What is the difference between the Hugo Award and the Nebula Award?

The Hugo is voted on by Worldcon members — SF fans who pay to attend or support the World Science Fiction Convention. The Nebula is voted on by members of the Science Fiction and Fantasy Writers of America (SFWA) — professional SF/fantasy writers. The Hugo therefore reflects what SF fans love; the Nebula reflects what SF writers respect. In practice, the lists overlap significantly but diverge in interesting ways: the Hugo is more likely to reward accessible, entertaining work; the Nebula is more likely to reward literary ambition and careful prose. Many of the best SF novels win both.

Where should I start if I've never read Hugo-winning SF?

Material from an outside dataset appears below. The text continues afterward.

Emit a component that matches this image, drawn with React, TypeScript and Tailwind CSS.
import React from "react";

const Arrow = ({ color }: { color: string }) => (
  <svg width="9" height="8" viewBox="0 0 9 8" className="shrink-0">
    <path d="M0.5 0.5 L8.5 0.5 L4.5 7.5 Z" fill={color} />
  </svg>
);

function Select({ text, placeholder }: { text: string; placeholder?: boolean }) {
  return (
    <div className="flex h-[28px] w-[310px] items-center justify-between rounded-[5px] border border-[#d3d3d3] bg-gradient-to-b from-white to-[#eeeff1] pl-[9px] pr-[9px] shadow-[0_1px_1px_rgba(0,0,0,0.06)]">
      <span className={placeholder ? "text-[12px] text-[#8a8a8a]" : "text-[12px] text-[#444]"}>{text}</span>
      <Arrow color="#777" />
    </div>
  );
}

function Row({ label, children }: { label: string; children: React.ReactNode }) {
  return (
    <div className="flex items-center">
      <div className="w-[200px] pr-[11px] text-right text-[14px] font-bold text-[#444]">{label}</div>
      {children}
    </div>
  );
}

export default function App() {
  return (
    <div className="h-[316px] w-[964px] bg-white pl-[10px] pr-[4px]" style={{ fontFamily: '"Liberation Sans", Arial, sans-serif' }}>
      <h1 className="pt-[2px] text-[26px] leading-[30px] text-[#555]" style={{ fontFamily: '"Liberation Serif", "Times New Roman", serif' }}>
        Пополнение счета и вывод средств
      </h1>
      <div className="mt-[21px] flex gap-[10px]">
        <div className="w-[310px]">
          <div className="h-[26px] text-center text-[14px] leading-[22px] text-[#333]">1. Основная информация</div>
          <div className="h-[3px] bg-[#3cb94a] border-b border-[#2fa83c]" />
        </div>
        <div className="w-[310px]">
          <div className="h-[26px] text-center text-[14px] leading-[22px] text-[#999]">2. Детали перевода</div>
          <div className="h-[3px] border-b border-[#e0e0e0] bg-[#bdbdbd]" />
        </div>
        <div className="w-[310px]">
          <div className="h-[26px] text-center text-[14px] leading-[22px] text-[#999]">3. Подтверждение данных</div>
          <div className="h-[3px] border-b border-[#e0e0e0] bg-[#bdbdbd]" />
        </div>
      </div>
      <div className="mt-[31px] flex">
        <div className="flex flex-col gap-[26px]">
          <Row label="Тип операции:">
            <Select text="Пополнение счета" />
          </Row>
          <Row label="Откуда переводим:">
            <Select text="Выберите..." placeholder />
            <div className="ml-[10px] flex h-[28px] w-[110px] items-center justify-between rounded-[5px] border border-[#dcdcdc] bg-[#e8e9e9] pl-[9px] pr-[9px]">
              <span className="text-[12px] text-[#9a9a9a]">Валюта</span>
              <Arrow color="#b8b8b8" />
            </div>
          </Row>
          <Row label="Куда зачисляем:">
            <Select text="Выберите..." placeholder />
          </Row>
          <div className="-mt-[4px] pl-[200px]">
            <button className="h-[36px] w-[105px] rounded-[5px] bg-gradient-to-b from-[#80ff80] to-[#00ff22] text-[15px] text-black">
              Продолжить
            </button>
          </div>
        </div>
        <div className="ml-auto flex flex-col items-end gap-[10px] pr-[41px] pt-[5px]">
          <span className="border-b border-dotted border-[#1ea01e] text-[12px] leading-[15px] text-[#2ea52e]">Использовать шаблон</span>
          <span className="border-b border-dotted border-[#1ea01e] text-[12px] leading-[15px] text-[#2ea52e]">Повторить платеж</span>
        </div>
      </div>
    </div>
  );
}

Piranesi (Clarke) is the most accessible starting point — short, mysterious, and requires no prior SF reading. American Gods (Gaiman) is the next most approachable: it reads more like fantasy than traditional SF. Ender's Game is the most purely gripping. Dune requires commitment but rewards it. Save the Le Guin novels (The Left Hand of Darkness, The Dispossessed) for when you're comfortable with SF that prioritises ideas over plot — they are extraordinary but they are slow. The Fifth Season is the best entry point for recent Hugos, though its second-person narration takes acclimatisation.

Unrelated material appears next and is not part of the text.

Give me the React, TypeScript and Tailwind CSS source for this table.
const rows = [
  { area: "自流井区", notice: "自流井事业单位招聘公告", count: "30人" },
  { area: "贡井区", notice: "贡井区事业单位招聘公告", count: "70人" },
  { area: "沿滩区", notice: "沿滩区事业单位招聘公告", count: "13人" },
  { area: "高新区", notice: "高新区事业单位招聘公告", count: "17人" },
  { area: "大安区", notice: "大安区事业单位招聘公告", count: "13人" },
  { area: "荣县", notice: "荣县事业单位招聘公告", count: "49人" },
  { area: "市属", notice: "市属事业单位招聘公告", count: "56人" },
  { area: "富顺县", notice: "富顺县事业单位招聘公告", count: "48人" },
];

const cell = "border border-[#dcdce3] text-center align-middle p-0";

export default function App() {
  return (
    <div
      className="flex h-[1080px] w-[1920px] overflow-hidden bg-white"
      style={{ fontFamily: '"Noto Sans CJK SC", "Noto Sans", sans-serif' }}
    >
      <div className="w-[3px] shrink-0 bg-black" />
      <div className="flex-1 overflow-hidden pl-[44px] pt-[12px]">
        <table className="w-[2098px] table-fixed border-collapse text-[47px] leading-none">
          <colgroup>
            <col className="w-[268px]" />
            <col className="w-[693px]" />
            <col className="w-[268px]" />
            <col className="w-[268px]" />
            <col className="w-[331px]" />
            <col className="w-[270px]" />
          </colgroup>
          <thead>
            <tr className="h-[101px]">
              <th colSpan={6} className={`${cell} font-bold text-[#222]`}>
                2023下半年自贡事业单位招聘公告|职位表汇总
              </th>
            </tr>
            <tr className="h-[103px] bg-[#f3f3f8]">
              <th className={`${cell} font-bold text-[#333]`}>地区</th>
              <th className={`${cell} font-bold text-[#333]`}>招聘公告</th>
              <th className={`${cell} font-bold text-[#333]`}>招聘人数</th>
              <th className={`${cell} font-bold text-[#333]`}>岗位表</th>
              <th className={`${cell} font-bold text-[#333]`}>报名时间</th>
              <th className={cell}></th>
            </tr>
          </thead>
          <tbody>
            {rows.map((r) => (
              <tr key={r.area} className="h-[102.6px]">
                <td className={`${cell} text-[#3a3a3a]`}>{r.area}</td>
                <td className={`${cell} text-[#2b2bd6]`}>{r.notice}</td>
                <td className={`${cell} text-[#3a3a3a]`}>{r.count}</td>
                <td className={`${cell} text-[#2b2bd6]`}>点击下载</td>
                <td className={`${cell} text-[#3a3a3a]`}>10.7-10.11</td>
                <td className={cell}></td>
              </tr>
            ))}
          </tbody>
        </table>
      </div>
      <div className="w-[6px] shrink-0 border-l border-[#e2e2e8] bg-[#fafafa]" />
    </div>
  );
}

Which author has won the most Hugo Awards for Best Novel?

Robert A. Heinlein won four times (1961, 1962, 1966, 1968) before the current era. In the modern era, Lois McMaster Bujold has won four times (1990, 1992, 1994, 2017). N.K. Jemisin won three consecutive times (2016, 2017, 2018) — the only author to achieve this. Ursula K. Le Guin won four times across her career. The question of "most Hugos overall" is complicated by the introduction of the Grandmaster award and various special categories; for Best Novel specifically, Heinlein and Bujold lead.